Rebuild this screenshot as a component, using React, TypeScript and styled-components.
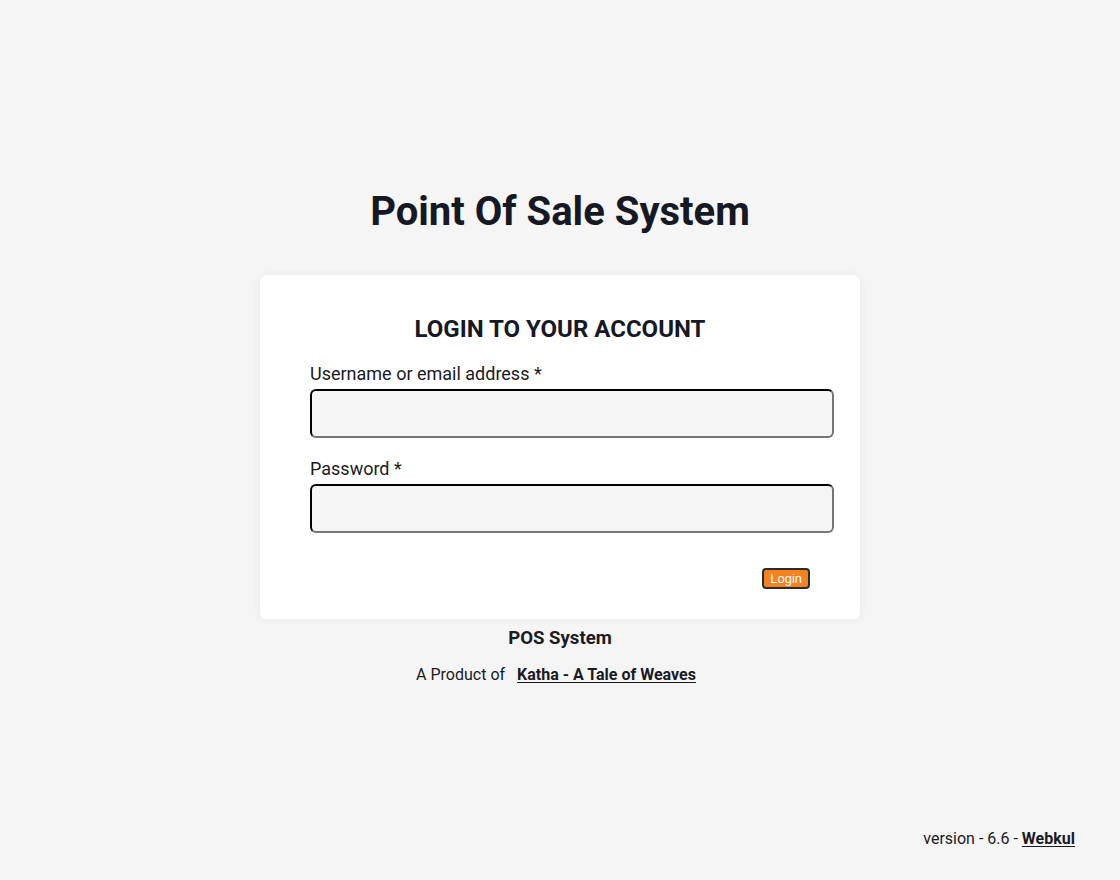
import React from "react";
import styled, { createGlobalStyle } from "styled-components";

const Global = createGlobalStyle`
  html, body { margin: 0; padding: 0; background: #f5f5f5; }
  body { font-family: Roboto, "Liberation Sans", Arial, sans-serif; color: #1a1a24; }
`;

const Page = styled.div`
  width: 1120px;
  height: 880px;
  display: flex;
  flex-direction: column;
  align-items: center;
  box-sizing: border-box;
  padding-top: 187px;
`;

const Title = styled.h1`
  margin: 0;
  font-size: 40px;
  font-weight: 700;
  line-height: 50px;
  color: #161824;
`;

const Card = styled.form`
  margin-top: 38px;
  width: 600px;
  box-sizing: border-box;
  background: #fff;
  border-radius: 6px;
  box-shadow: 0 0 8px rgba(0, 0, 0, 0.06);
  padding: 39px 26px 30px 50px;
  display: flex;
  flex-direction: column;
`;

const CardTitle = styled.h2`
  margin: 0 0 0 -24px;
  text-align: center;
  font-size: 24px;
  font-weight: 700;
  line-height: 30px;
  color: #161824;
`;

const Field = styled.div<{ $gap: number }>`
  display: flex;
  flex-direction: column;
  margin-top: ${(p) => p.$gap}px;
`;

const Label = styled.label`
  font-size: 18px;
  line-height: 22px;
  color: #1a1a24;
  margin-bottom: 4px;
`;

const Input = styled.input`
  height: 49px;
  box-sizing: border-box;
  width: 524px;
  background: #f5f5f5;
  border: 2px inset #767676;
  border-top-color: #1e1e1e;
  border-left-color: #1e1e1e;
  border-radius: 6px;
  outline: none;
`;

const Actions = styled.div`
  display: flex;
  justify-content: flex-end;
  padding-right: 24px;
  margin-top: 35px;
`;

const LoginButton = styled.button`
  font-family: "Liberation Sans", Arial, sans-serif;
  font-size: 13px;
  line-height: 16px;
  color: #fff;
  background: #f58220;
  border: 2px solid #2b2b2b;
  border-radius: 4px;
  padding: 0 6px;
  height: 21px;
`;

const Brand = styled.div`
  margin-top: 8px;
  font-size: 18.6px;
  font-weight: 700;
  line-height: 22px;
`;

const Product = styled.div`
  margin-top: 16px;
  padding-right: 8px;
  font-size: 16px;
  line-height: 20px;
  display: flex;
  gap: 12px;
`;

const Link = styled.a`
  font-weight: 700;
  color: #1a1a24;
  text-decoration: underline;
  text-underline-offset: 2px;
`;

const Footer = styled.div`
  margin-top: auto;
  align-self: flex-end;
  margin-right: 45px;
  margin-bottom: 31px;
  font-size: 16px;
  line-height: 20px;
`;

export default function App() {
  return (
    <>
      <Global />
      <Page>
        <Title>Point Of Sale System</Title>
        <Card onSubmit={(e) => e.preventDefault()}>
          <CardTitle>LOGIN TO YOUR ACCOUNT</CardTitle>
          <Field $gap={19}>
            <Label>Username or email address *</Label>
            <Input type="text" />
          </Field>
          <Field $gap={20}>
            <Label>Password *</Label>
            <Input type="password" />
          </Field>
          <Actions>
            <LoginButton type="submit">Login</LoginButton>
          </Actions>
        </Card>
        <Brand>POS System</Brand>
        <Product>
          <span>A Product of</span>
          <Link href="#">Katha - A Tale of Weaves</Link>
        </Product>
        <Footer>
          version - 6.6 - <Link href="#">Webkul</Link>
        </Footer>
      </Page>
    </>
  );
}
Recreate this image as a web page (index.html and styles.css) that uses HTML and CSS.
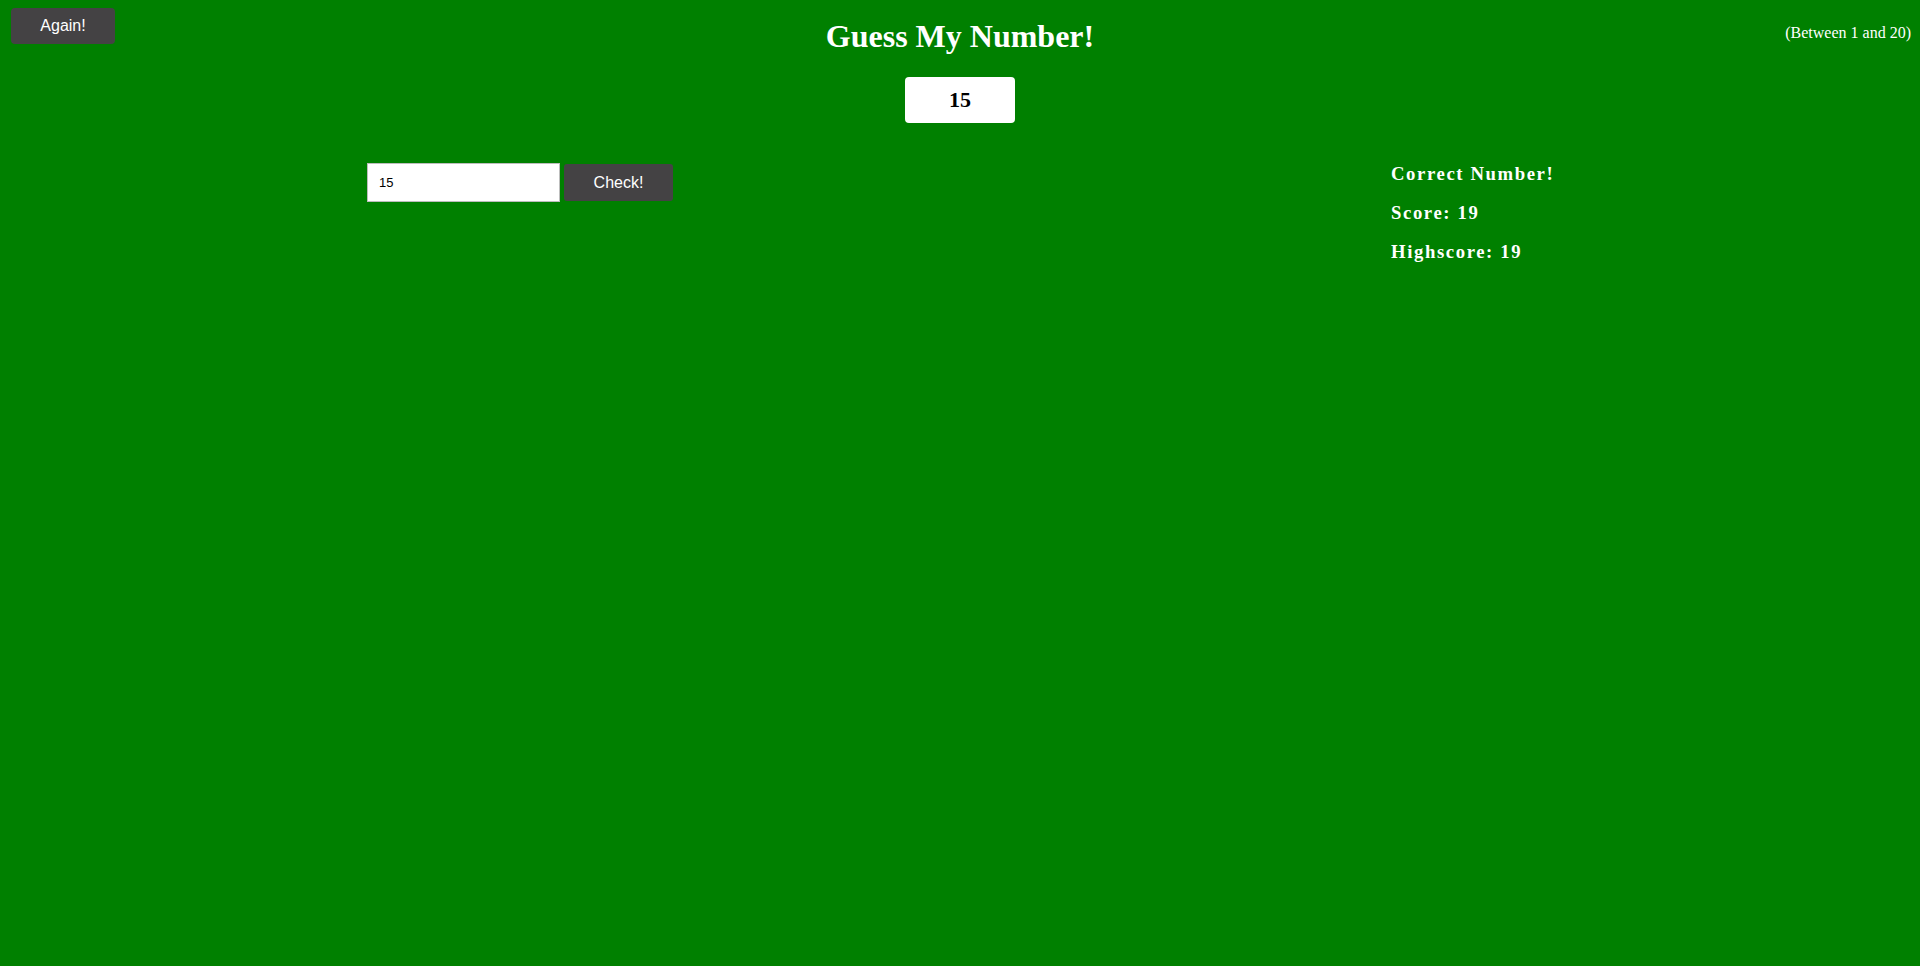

:: Requirements ::
All of the entries above should be duplicated exactly, except for the pictures.

:: The response ::
Rebuild this screenshot as a component, using React, TypeScript and styled-components.
import React from "react";
import styled, { createGlobalStyle } from "styled-components";

const Global = createGlobalStyle`
  html, body { margin: 0; padding: 0; background: #f5f5f5; }
  body { font-family: Roboto, "Liberation Sans", Arial, sans-serif; color: #1a1a24; }
`;

const Page = styled.div`
  width: 1120px;
  height: 880px;
  display: flex;
  flex-direction: column;
  align-items: center;
  box-sizing: border-box;
  padding-top: 187px;
`;

const Title = styled.h1`
  margin: 0;
  font-size: 40px;
  font-weight: 700;
  line-height: 50px;
  color: #161824;
`;

const Card = styled.form`
  margin-top: 38px;
  width: 600px;
  box-sizing: border-box;
  background: #fff;
  border-radius: 6px;
  box-shadow: 0 0 8px rgba(0, 0, 0, 0.06);
  padding: 39px 26px 30px 50px;
  display: flex;
  flex-direction: column;
`;

const CardTitle = styled.h2`
  margin: 0 0 0 -24px;
  text-align: center;
  font-size: 24px;
  font-weight: 700;
  line-height: 30px;
  color: #161824;
`;

const Field = styled.div<{ $gap: number }>`
  display: flex;
  flex-direction: column;
  margin-top: ${(p) => p.$gap}px;
`;

const Label = styled.label`
  font-size: 18px;
  line-height: 22px;
  color: #1a1a24;
  margin-bottom: 4px;
`;

const Input = styled.input`
  height: 49px;
  box-sizing: border-box;
  width: 524px;
  background: #f5f5f5;
  border: 2px inset #767676;
  border-top-color: #1e1e1e;
  border-left-color: #1e1e1e;
  border-radius: 6px;
  outline: none;
`;

const Actions = styled.div`
  display: flex;
  justify-content: flex-end;
  padding-right: 24px;
  margin-top: 35px;
`;

const LoginButton = styled.button`
  font-family: "Liberation Sans", Arial, sans-serif;
  font-size: 13px;
  line-height: 16px;
  color: #fff;
  background: #f58220;
  border: 2px solid #2b2b2b;
  border-radius: 4px;
  padding: 0 6px;
  height: 21px;
`;

const Brand = styled.div`
  margin-top: 8px;
  font-size: 18.6px;
  font-weight: 700;
  line-height: 22px;
`;

const Product = styled.div`
  margin-top: 16px;
  padding-right: 8px;
  font-size: 16px;
  line-height: 20px;
  display: flex;
  gap: 12px;
`;

const Link = styled.a`
  font-weight: 700;
  color: #1a1a24;
  text-decoration: underline;
  text-underline-offset: 2px;
`;

const Footer = styled.div`
  margin-top: auto;
  align-self: flex-end;
  margin-right: 45px;
  margin-bottom: 31px;
  font-size: 16px;
  line-height: 20px;
`;

export default function App() {
  return (
    <>
      <Global />
      <Page>
        <Title>Point Of Sale System</Title>
        <Card onSubmit={(e) => e.preventDefault()}>
          <CardTitle>LOGIN TO YOUR ACCOUNT</CardTitle>
          <Field $gap={19}>
            <Label>Username or email address *</Label>
            <Input type="text" />
          </Field>
          <Field $gap={20}>
            <Label>Password *</Label>
            <Input type="password" />
          </Field>
          <Actions>
            <LoginButton type="submit">Login</LoginButton>
          </Actions>
        </Card>
        <Brand>POS System</Brand>
        <Product>
          <span>A Product of</span>
          <Link href="#">Katha - A Tale of Weaves</Link>
        </Product>
        <Footer>
          version - 6.6 - <Link href="#">Webkul</Link>
        </Footer>
      </Page>
    </>
  );
}
Recreate this image as a web page (index.html and styles.css) that uses HTML and CSS.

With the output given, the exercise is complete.